Containers need to implement a web server that responds to /invocations and /ping on port 8080.

To obtain inferences, the client application sends a POST request to the Amazon SageMaker endpoint. For more information, see the InvokeEndpoint API. Amazon SageMaker passes the request to the container, and returns the inference result from the container to the client. Note the following: + Amazon SageMaker strips all POST headers except those supported by InvokeEndpoint. Amazon SageMaker might add additional headers. Inference containers must be able to safely ignore these additional headers. + To receive inference requests, the container must have a web server listening on port 8080 and must accept POST requests to the /invocations endpoint. + A customer’s model containers must accept socket connection requests within 250 ms. + A customer’s model containers must respond to requests within 60 seconds. The model itself can have a maximum processing time of 60 seconds before responding to the /invocations. If your model is going to take 50-60 seconds of processing time, the SDK socket timeout should be set to be 70 seconds.

The CreateEndpoint and UpdateEndpoint API calls result in Amazon SageMaker starting new inference containers. Soon after container startup, Amazon SageMaker starts sending periodic GET requests to the /ping endpoint.

The simplest requirement on the container is to respond with an HTTP 200 status code and an empty body. This indicates to Amazon SageMaker that the container is ready to accept inference requests at the /invocations endpoint.

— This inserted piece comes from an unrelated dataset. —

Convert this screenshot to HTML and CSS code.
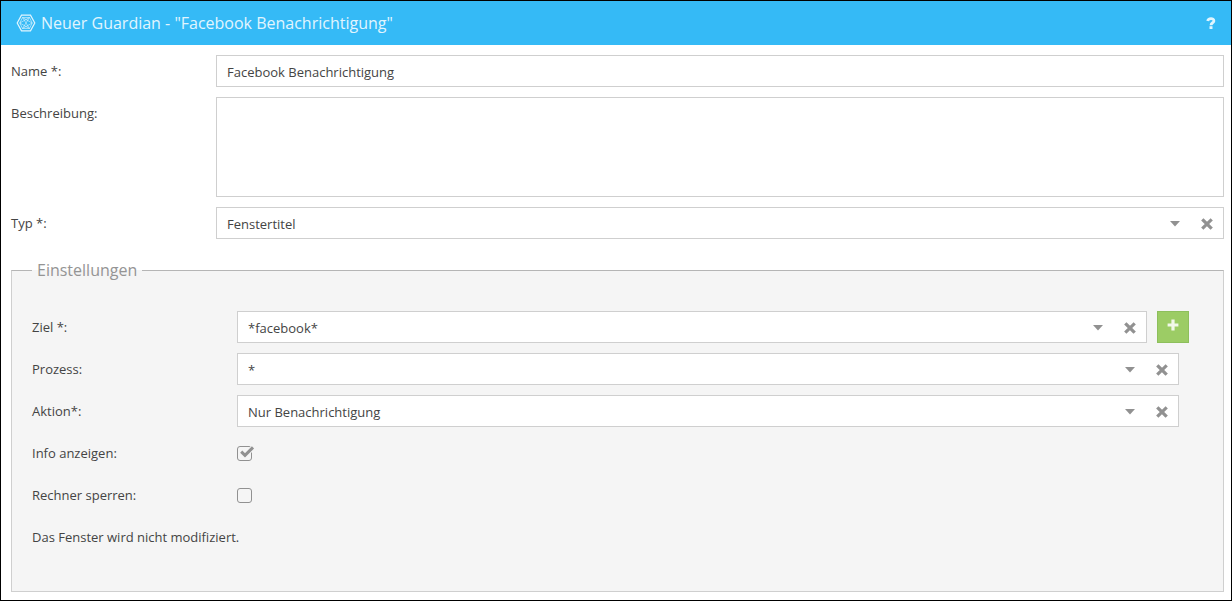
FILE: index.html
```html
<!DOCTYPE html>
<html lang="de">
<head>
<meta charset="utf-8">
<meta name="viewport" content="width=device-width, initial-scale=1">
<title>Neuer Guardian</title>
<link rel="stylesheet" href="styles.css">
</head>
<body>
<svg class="sprite" aria-hidden="true">
  <symbol id="caret" viewBox="0 0 10 6"><path d="M0 0H10L5 5.5Z"/></symbol>
  <symbol id="cross" viewBox="0 0 12 12"><path d="M2.4 2.4L9.6 9.6M9.6 2.4L2.4 9.6" fill="none" stroke="currentColor" stroke-width="3.2" stroke-linecap="square" stroke-linejoin="round"/></symbol>
</svg>
<main class="window">
  <header class="titlebar">
    <svg class="logo" viewBox="0 0 20 18" aria-hidden="true">
      <path class="logo-frame" d="M5.5 1.2H14.5L18.8 9L14.5 16.8H5.5L1.2 9Z"/>
      <path class="logo-mesh" d="M6.5 3.5H13.5L16.2 9L13.5 14.5H6.5L3.8 9ZM6.5 3.5L13.5 14.5M13.5 3.5L6.5 14.5M6.5 3.5L16.2 9L6.5 14.5M13.5 3.5L3.8 9L13.5 14.5"/>
    </svg>
    <h1 class="title">Neuer Guardian - "Facebook Benachrichtigung"</h1>
    <button class="help" type="button" aria-label="Hilfe">
      <svg class="help-icon" viewBox="0 0 10 12" aria-hidden="true"><path d="M1.7 4C2.3 1 7.9 0.8 7.9 3.9C7.9 5.9 5 5.6 5 8.2" fill="none" stroke="currentColor" stroke-width="2.8"/><path d="M3.5 9.2H6.5V12H3.5Z"/></svg>
    </button>
  </header>
  <form class="form">
    <div class="row">
      <label class="label" for="name">Name *:</label>
      <input class="control" id="name" type="text" value="Facebook Benachrichtigung">
    </div>
    <div class="row">
      <label class="label" for="description">Beschreibung:</label>
      <textarea class="control control-area" id="description"></textarea>
    </div>
    <div class="row">
      <label class="label" for="type">Typ *:</label>
      <div class="combo">
        <select class="control combo-select" id="type"><option>Fenstertitel</option></select>
        <svg class="caret" aria-hidden="true"><use href="#caret"/></svg>
        <button class="clear" type="button" aria-label="Typ leeren"><svg class="cross" aria-hidden="true"><use href="#cross"/></svg></button>
      </div>
    </div>
    <fieldset class="settings">
      <legend class="legend">Einstellungen</legend>
      <div class="settings-rows">
        <div class="row row-action">
          <label class="label" for="target">Ziel *:</label>
          <div class="combo">
            <select class="control combo-select" id="target"><option>*facebook*</option></select>
            <svg class="caret" aria-hidden="true"><use href="#caret"/></svg>
            <button class="clear" type="button" aria-label="Ziel leeren"><svg class="cross" aria-hidden="true"><use href="#cross"/></svg></button>
          </div>
          <button class="add" type="button" aria-label="Ziel hinzufügen"><svg class="plus" viewBox="0 0 12 12" aria-hidden="true"><path d="M4.4 0.6H7.6V4.4H11.4V7.6H7.6V11.4H4.4V7.6H0.6V4.4H4.4Z"/></svg></button>
        </div>
        <div class="row">
          <label class="label" for="process">Prozess:</label>
          <div class="combo">
            <select class="control combo-select" id="process"><option>*</option></select>
            <svg class="caret" aria-hidden="true"><use href="#caret"/></svg>
            <button class="clear" type="button" aria-label="Prozess leeren"><svg class="cross" aria-hidden="true"><use href="#cross"/></svg></button>
          </div>
        </div>
        <div class="row">
          <label class="label" for="action">Aktion*:</label>
          <div class="combo">
            <select class="control combo-select" id="action"><option>Nur Benachrichtigung</option></select>
            <svg class="caret" aria-hidden="true"><use href="#caret"/></svg>
            <button class="clear" type="button" aria-label="Aktion leeren"><svg class="cross" aria-hidden="true"><use href="#cross"/></svg></button>
          </div>
        </div>
        <div class="row">
          <label class="label" for="info">Info anzeigen:</label>
          <div class="check">
            <input class="check-input" id="info" type="checkbox" checked>
            <svg class="check-mark" viewBox="0 0 18 16" aria-hidden="true"><path class="check-halo" d="M4.2 6.6L8 10.4L16 2.4"/><path class="check-tick" d="M4.2 6.6L8 10.4L16 2.4"/></svg>
          </div>
        </div>
        <div class="row">
          <label class="label" for="lock">Rechner sperren:</label>
          <div class="check">
            <input class="check-input" id="lock" type="checkbox">
            <svg class="check-mark" viewBox="0 0 18 16" aria-hidden="true"><path class="check-halo" d="M4.2 6.6L8 10.4L16 2.4"/><path class="check-tick" d="M4.2 6.6L8 10.4L16 2.4"/></svg>
          </div>
        </div>
        <p class="note">Das Fenster wird nicht modifiziert.</p>
      </div>
    </fieldset>
  </form>
</main>
</body>
</html>
```
FILE: styles.css
```css
* { box-sizing: border-box; }

body {
  margin: 0;
  background: #fff;
  color: #444;
  font: 13px/32px "Open Sans", sans-serif;
}

.sprite { display: none; }

.window {
  min-height: 100vh;
  border: 1px solid #000;
}

.titlebar {
  display: flex;
  align-items: center;
  gap: 5px;
  height: 44px;
  padding: 0 15px;
  background: #35baf6;
  color: #e1f5fe;
}

.logo {
  width: 20px;
  height: 18px;
  fill: none;
  stroke: currentColor;
}

.logo-frame { stroke-width: 1.2; }
.logo-mesh { stroke-width: 0.6; }

.title {
  flex: 1;
  margin: 0;
  font-size: 16px;
  font-weight: 400;
}

.help,
.clear,
.add {
  display: flex;
  align-items: center;
  justify-content: center;
  margin: 0;
  padding: 0;
  border: 0;
  background: none;
  color: inherit;
  cursor: pointer;
}

.help-icon {
  width: 10px;
  height: 12px;
  fill: currentColor;
}

.form {
  display: flex;
  flex-direction: column;
  gap: 10px;
  padding: 10px 7px 8px 10px;
}

.row {
  display: grid;
  grid-template-columns: 205px minmax(0, 1fr);
}

.control {
  width: 100%;
  height: 32px;
  margin: 0;
  padding: 2px 10px 0;
  border: 1px solid #cfcfcf;
  border-radius: 0;
  background: #fff;
  color: inherit;
  font: 13px/20px "Open Sans", sans-serif;
  appearance: none;
}

.control-area {
  display: block;
  height: 100px;
  resize: none;
}

.combo {
  display: grid;
  grid-template-columns: minmax(0, 1fr) 32px 32px 1px;
  align-items: center;
}

.combo-select { grid-area: 1 / 1 / 2 / 5; }

.caret {
  grid-area: 1 / 2;
  justify-self: center;
  width: 10px;
  height: 6px;
  margin-top: 2px;
  fill: #919191;
  pointer-events: none;
}

.clear {
  grid-area: 1 / 3;
  height: 32px;
  padding-top: 2px;
  color: #919191;
}

.cross {
  width: 12px;
  height: 12px;
}

.settings {
  min-width: 0;
  margin: 10px 0 0;
  padding: 30px 34px 38px 20px;
  border: 1px solid #cfcfcf;
  border-top-color: #b5b5b5;
  background: #f5f5f5;
}

.legend {
  padding: 0 5px;
  color: #949494;
  font-size: 16px;
  line-height: 22px;
}

.settings-rows {
  display: flex;
  flex-direction: column;
  gap: 10px;
  padding-right: 10px;
}

.row-action {
  grid-template-columns: 205px minmax(0, 1fr) 32px;
  margin-right: -10px;
}

.row-action .combo { margin-right: 10px; }

.add {
  height: 32px;
  padding-bottom: 4px;
  border: 1px solid #8dbf5c;
  background: #9ccc65;
  color: #f1f8e9;
}

.plus {
  width: 12px;
  height: 12px;
  fill: currentColor;
}

.check {
  display: grid;
  grid-template-columns: 18px;
  align-content: center;
}

.check-input {
  grid-area: 1 / 1;
  align-self: center;
  width: 15px;
  height: 15px;
  margin: 0;
  border: 1px solid #919191;
  border-radius: 3px;
  appearance: none;
}

.check-mark {
  display: none;
  grid-area: 1 / 1;
  width: 18px;
  height: 16px;
  fill: none;
  pointer-events: none;
}

.check-input:checked + .check-mark { display: block; }

.check-halo {
  stroke: #f5f5f5;
  stroke-width: 5;
}

.check-tick {
  stroke: #919191;
  stroke-width: 3;
}

.note { margin: 0; }
```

If the container does not begin to pass health checks, by consistently responding with 200s, during the 4 minutes after startup, CreateEndPoint will fail, leaving Endpoint in a failed state, and the update requested by UpdateEndpoint will not be completed.

While the minimum bar is for the container to return a static 200, a container developer can use this functionality to perform deeper checks. The request timeout on /ping attempts is 2 seconds.